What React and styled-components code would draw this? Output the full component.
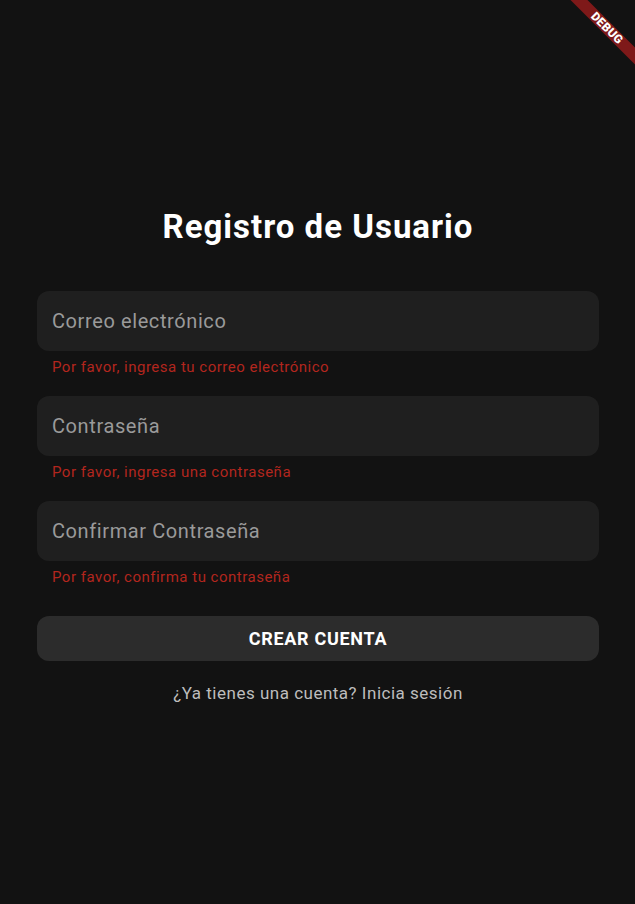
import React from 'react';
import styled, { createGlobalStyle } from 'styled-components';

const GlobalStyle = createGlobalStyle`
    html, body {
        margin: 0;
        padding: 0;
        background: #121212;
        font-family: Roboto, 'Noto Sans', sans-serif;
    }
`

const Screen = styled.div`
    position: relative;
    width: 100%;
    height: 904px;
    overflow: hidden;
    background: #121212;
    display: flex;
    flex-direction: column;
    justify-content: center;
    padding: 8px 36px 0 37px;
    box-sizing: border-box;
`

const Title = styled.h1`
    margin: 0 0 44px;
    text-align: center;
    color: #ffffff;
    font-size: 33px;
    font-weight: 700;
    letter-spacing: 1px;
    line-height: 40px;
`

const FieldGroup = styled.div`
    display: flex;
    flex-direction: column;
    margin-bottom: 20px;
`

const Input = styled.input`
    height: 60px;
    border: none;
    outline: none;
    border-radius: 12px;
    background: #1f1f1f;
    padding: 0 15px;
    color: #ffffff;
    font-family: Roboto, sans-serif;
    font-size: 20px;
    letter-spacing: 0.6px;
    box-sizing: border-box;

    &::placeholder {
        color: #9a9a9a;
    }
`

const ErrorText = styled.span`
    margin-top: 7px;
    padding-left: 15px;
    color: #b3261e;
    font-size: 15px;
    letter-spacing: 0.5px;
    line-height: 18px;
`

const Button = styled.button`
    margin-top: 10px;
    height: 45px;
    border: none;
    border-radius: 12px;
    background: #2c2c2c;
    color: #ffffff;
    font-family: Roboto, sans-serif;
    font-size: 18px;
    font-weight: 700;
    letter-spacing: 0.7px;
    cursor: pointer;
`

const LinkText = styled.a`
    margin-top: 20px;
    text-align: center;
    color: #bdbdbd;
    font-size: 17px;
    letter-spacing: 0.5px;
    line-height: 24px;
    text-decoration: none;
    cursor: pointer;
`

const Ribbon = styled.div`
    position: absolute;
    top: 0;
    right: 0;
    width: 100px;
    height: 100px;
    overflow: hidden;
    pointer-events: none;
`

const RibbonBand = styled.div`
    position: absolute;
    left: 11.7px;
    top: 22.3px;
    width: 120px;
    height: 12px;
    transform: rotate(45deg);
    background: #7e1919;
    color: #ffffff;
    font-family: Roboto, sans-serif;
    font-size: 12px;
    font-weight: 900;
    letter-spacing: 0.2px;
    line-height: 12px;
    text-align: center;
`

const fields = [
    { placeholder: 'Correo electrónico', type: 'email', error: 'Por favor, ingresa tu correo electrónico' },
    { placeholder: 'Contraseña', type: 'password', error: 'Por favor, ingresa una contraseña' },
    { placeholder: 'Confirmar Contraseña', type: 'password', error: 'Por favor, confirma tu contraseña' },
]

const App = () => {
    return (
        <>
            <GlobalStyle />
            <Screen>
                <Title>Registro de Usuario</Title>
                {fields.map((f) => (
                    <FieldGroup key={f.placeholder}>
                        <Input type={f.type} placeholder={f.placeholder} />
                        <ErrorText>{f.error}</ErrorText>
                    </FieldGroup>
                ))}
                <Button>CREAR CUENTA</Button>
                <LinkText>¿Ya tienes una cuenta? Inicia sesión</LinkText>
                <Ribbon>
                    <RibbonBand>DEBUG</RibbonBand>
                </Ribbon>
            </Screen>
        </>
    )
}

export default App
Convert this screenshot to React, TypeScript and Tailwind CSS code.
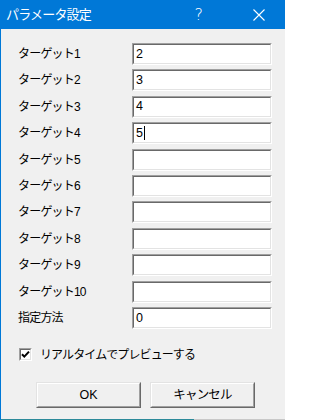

+ + + + + + +

What is needed:
Pull out every line above that holds the word "styled".

Output for this exercise:
What React and styled-components code would draw this? Output the full component.
import styled, { createGlobalStyle } from 'styled-components';
const Screen = styled.div`
const Title = styled.h1`
const FieldGroup = styled.div`
const Input = styled.input`
const ErrorText = styled.span`
const Button = styled.button`
const LinkText = styled.a`
const Ribbon = styled.div`
const RibbonBand = styled.div`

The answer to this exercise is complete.